Despite this tremendous expense, Davis points out, the rate of homeownership has increased by only 2 percentage points since 1970.

Although real estate prices may be on the rise, for many current owners their home values remain far lower than they can afford. It may not be of comfort to people who bought homes during the real estate bubble, when prices were artificially inflated far past evident value, but this type of readjustment is exactly how markets recover, improving economic prospects on a widespread scale, according to Barry Ritholtz, chief executive of FusionIQ, a quantitative research firm.

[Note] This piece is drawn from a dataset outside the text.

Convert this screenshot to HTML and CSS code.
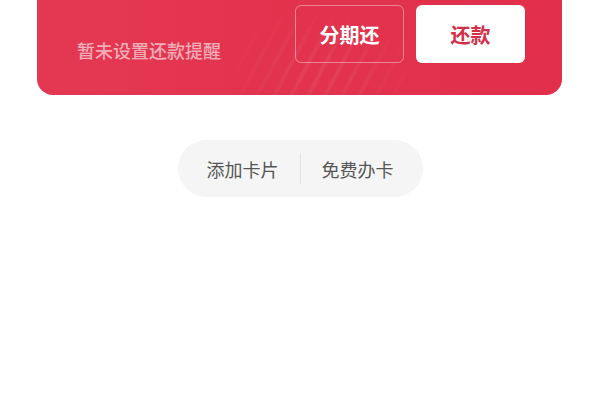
FILE: index.html
```html
<!DOCTYPE html>
<html lang="zh">
<head>
<meta charset="utf-8">
<link rel="stylesheet" href="styles.css">
</head>
<body>
<div class="page">
  <div class="card">
    <div class="remind">暂未设置还款提醒</div>
    <div class="actions">
      <button class="btn btn-ghost">分期还</button>
      <button class="btn btn-solid">还款</button>
    </div>
  </div>
  <div class="pill-wrap">
    <div class="pill">
      <span class="pill-item">添加卡片</span>
      <span class="pill-divider"></span>
      <span class="pill-item">免费办卡</span>
    </div>
  </div>
</div>
</body>
</html>
```
FILE: styles.css
```css
html, body {
  margin: 0;
  padding: 0;
  background: #ffffff;
  font-family: "Noto Sans CJK SC", "Noto Sans", sans-serif;
}
.page {
  padding: 0 38px 0 37px;
}
.card {
  position: relative;
  overflow: hidden;
  height: 95px;
  box-sizing: border-box;
  border-radius: 0 0 16px 16px;
  background: linear-gradient(90deg, #e43852 0%, #e2324d 60%, #e12f4b 100%);
  display: flex;
  justify-content: space-between;
  align-items: flex-start;
  padding: 5px 37px 0 40px;
}
.card::before {
  content: "";
  position: absolute;
  left: 200px;
  top: 0;
  width: 170px;
  height: 100%;
  background: repeating-linear-gradient(-62deg, rgba(255,255,255,0) 0px, rgba(255,255,255,0) 9px, rgba(255,255,255,0.06) 11px, rgba(255,255,255,0.06) 13px, rgba(255,255,255,0) 15px);
  -webkit-mask-image: radial-gradient(ellipse 60% 70% at 50% 75%, #000 20%, transparent 100%);
  mask-image: radial-gradient(ellipse 60% 70% at 50% 75%, #000 20%, transparent 100%);
  pointer-events: none;
}
.remind {
  position: relative;
  margin-top: 32px;
  font-size: 18px;
  line-height: 26px;
  font-weight: 500;
  color: rgba(255, 255, 255, 0.6);
}
.actions {
  position: relative;
  display: flex;
  gap: 12px;
}
.btn {
  width: 109px;
  height: 58px;
  border-radius: 6px;
  font-family: inherit;
  font-size: 20px;
  font-weight: 700;
  padding: 0;
  cursor: pointer;
}
.btn-ghost {
  background: transparent;
  border: 1px solid rgba(255, 255, 255, 0.4);
  color: #ffffff;
}
.btn-solid {
  background: #ffffff;
  border: none;
  color: #d2304a;
}
.pill-wrap {
  display: flex;
  justify-content: center;
  margin-top: 45px;
  padding-left: 1px;
}
.pill {
  display: flex;
  align-items: center;
  height: 57px;
  padding: 0 29px;
  border-radius: 29px;
  background: #f5f5f5;
}
.pill-item {
  font-size: 18px;
  color: #555555;
  line-height: 24px;
}
.pill-divider {
  width: 1px;
  height: 31px;
  background: #e2e2e2;
  margin: 0 21px;
}
```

"Regardless of the asset class — stocks, bonds, commodities, houses, etc. — assets do not merely stabilize. We have never seen a stock market run up into bubble territory and then revert to fair value. Instead, we careen wildly past that level, to deeply undersold and exceedingly cheap," Ritholtz wrote in the Washington Post. "That is the marvelous mechanism of markets. It is how assets are repriced, distressed holdings liquidated, capital markets stabilized, fools revealed, speculators punished — and money returned to its rightful owner, the prudent investor."